Vulcano nacque deforme da Giunone e da Giove, il quale a causa della sua malformazione lo scagliò, afferrandolo per un piede, fuori dal cielo. Nel Primo Canto dell’Iliade è descritta la tragica scena, che lo vide protagonista:
[…] Un giorno intero
Rovinai per l’immenso, e rifinito
In Lemno caddi col cader del sole
Dalli Sinzi raccolto a me pietosi.
A causa dell’orribile precipizio, riportò una sola ferita alla gamba, che lo avrebbe reso claudicante. Com’è espresso nel poema, fu adottato dagli abitanti dell’isola di Lemno. Grazie ai riusciti uffici di Bacco, poté tornare in cielo, dove fu accolto benevolmente da Giove, il quale gli destinò Venere, la più bella tra le dee.
Vulcano fu il dio del fuoco, abilissimo nel forgiare i metalli, nelle fucine, che aveva predisposto sull’isola, che lo aveva accolto, ed a Lipari, nelle caverne dell’Etna. Impiegò come garzoni i Ciclopi, creduti figli di Nettuno, dotati di un solo occhio in mezzo alla fronte, di cui Sterope, Bronte e Piragmone si dimostrarono i più assidui lavoratori.

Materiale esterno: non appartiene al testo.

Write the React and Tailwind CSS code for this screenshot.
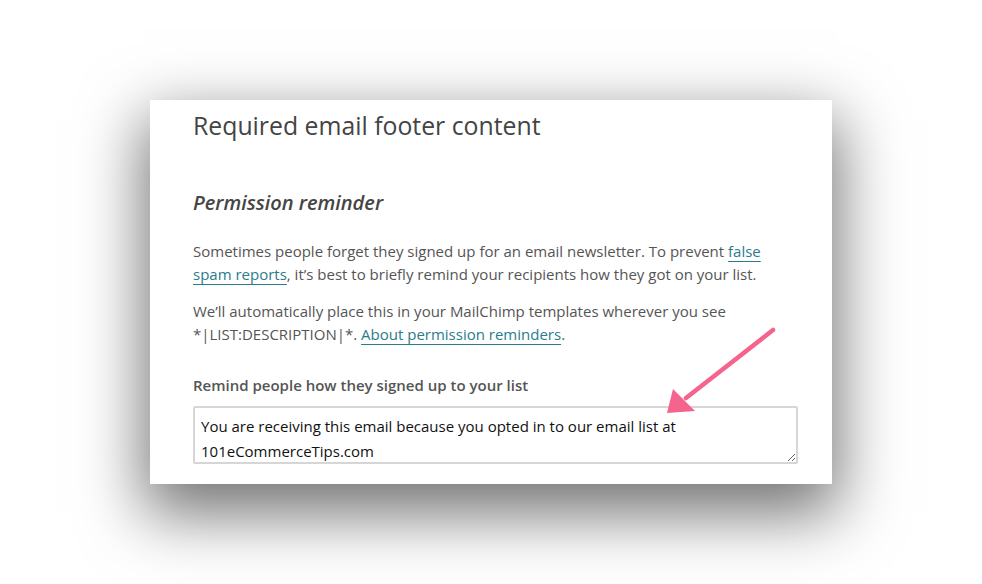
import React from 'react';

const Arrow = () => (
  <svg className="absolute left-[660px] top-[322px]" width="125" height="100" viewBox="0 0 125 100">
    {/* shaft */}
    <line x1="113" y1="8" x2="26" y2="76" stroke="#f5648c" strokeWidth="4.5" strokeLinecap="round" />
    {/* head */}
    <polygon points="7,91 13,67 35,89" fill="#f5648c" />
  </svg>
);

const App = () => {
  return (
    <div className="relative w-[982px] h-[584px] bg-white overflow-hidden" style={{ fontFamily: '"Open Sans", sans-serif' }}>
      <div className="pt-[100px] pl-[150px]">
        <div className="w-[682px] h-[384px] bg-white pl-[43px] pr-[34px] pt-[8px] shadow-[0_24px_60px_6px_rgba(0,0,0,0.55)]">
          <h1 className="text-[24.8px] leading-[34px] text-[#444]">Required email footer content</h1>

          <h2 className="mt-[47px] text-[20px] leading-[28px] italic font-semibold text-[#454545]">
            Permission reminder
          </h2>

          <p className="mt-[23px] text-[15px] leading-[23px] text-[#555]">
            Sometimes people forget they signed up for an email newsletter. To prevent{' '}
            <a className="text-[#2a7c8c] underline underline-offset-[4px] decoration-[#2a7c8c]">false spam reports</a>, it’s
            best to briefly remind your recipients how they got on your list.
          </p>

          <p className="mt-[14px] text-[15px] leading-[23px] text-[#555]">
            We’ll automatically place this in your MailChimp templates wherever you see *|LIST:DESCRIPTION|*.{' '}
            <a className="text-[#2a7c8c] underline underline-offset-[4px] decoration-[#2a7c8c]">About permission reminders</a>.
          </p>

          <label className="block mt-[29px] text-[15px] leading-[20px] font-semibold text-[#555]">
            Remind people how they signed up to your list
          </label>

          <textarea
            className="block mt-[11px] w-[605px] h-[58px] border-2 border-[#d6d6d6] rounded-[2px] px-[6px] pt-[6px] pb-[2px] text-[15px] leading-[25px] text-[#111] resize-y outline-none overflow-hidden"
            style={{ fontFamily: '"Open Sans", sans-serif' }}
            defaultValue="You are receiving this email because you opted in to our email list at 101eCommerceTips.com"
          />
        </div>
      </div>
      <Arrow />
    </div>
  );
};

export default App;
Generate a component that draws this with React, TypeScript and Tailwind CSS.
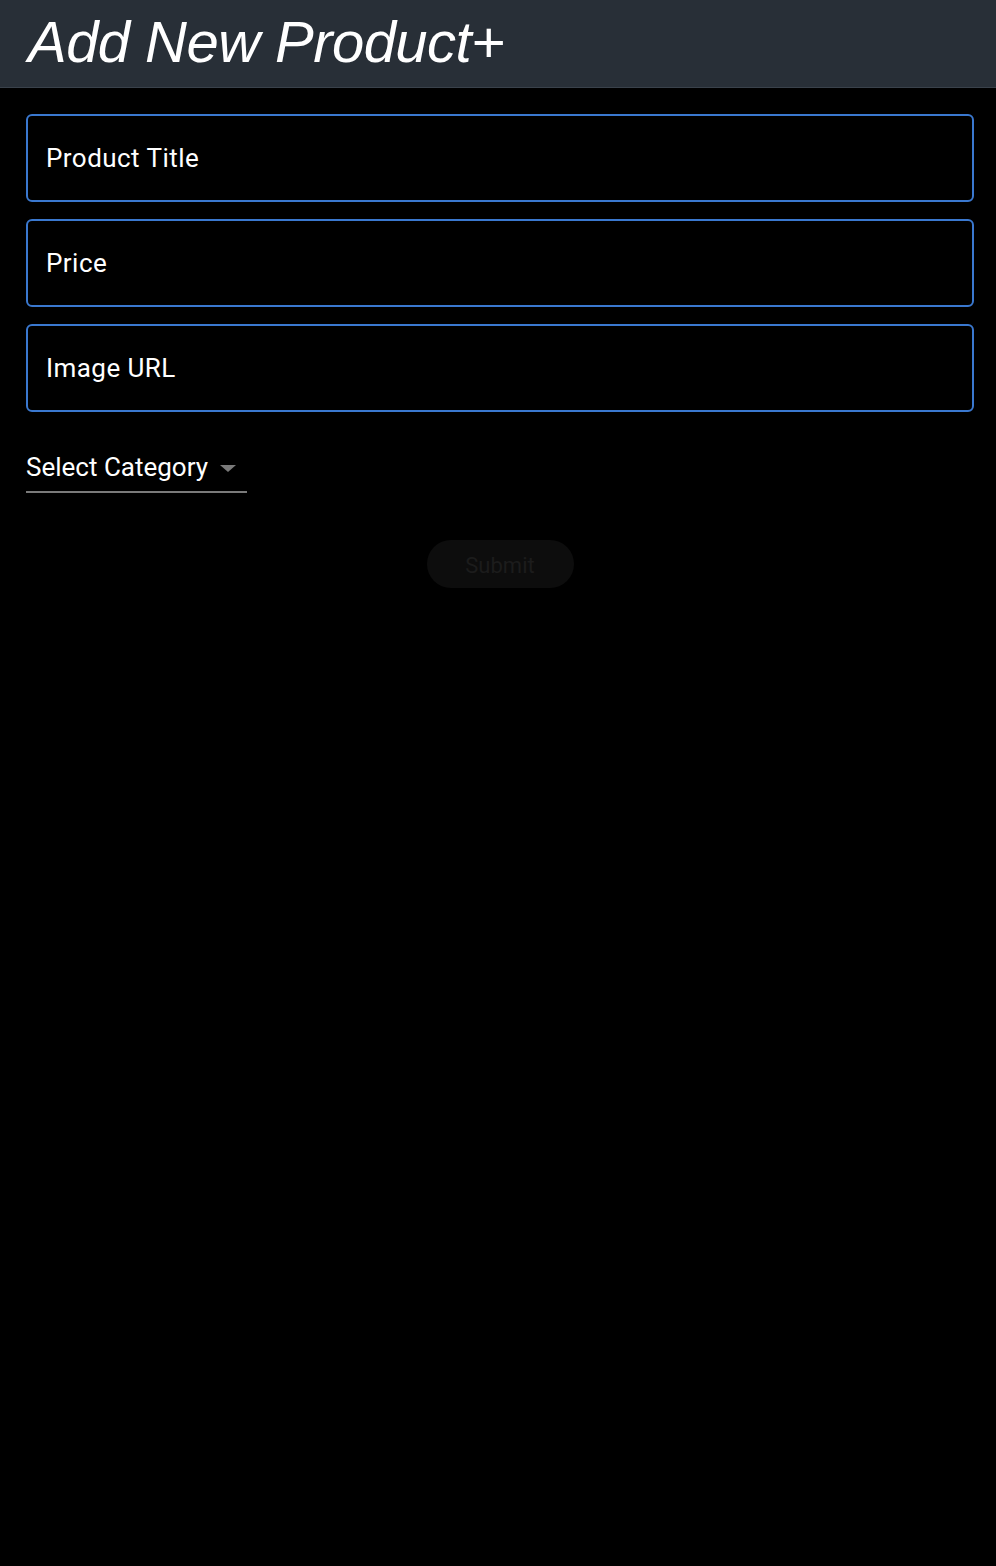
export default function App() {
  const fields = ['Product Title', 'Price', 'Image URL'];

  return (
    <div className="min-h-[1566px] w-full bg-black" style={{ fontFamily: 'Roboto, "Liberation Sans", sans-serif' }}>
      {/* Header */}
      <div className="h-[88px] bg-[#282f37] border-b border-[#3a424b] px-[28px] flex items-center">
        <h1
          className="text-[58px] italic text-white leading-none tracking-[-0.55px] -mt-[4px]"
          style={{ fontFamily: '"Liberation Sans", Arial, sans-serif' }}
        >
          Add New Product+
        </h1>
      </div>

      <form className="pl-[26px] pr-[22px] pt-[26px] flex flex-col" onSubmit={(e) => e.preventDefault()}>
        <div className="flex flex-col gap-[17px]">
          {fields.map((f) => (
            <div
              key={f}
              className="h-[88px] rounded-[6px] border-2 border-[#3a78cf] flex items-center px-[18px]"
            >
              <span className="text-[26px] text-white tracking-[0.45px]">{f}</span>
            </div>
          ))}
        </div>

        <div className="mt-[38px] w-[221px] border-b-2 border-[#7a7a7a] flex items-center pb-[7px]">
          <span className="text-[26px] text-white leading-[34px]">Select Category</span>
          <svg width="18" height="10" viewBox="0 0 18 10" className="ml-[11px] mt-[3px]">
            <path d="M1 1 L17 1 L9 8 Z" fill="#7a7a7a" />
          </svg>
        </div>

        <div className="flex justify-center mt-[47px]">
          <button
            type="submit"
            className="w-[147px] h-[48px] rounded-full bg-[#0d0d0d] text-[22px] text-[#1c1c1c] pt-[2px]"
          >
            Submit
          </button>
        </div>
      </form>
    </div>
  );
}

Probabilmente, i ciclopi furono gli autoctoni della Sicilia, i quali, al fine di difendere il proprio volto nelle battaglie, erano usi a fabbricare un piccolo scudo con un buco nel mezzo.
Polifemo fu il più celebre; Enea lo vide in Sicilia, descrivendolo all’amata Didone simile ad una montagna, vicino cui pascolavano delle greggi. Appariva quale mostro orrendo, deforme e smisurato, con un solo occhio in fronte; vagava, accompagnandosi cogli ovini, con un pino a mo’ di bastone.
S’innamorò, non amato, della ninfa Galatea, la quale era legata al pastore, Aci, che fu schiacciato dall’orrendo mostro nei pressi di uno scoglio. Allora, il suo sangue si tramutò in un fiume, che irrorò la Sicilia, portante il nome dell’ucciso, che fu consacrato nell’eterno.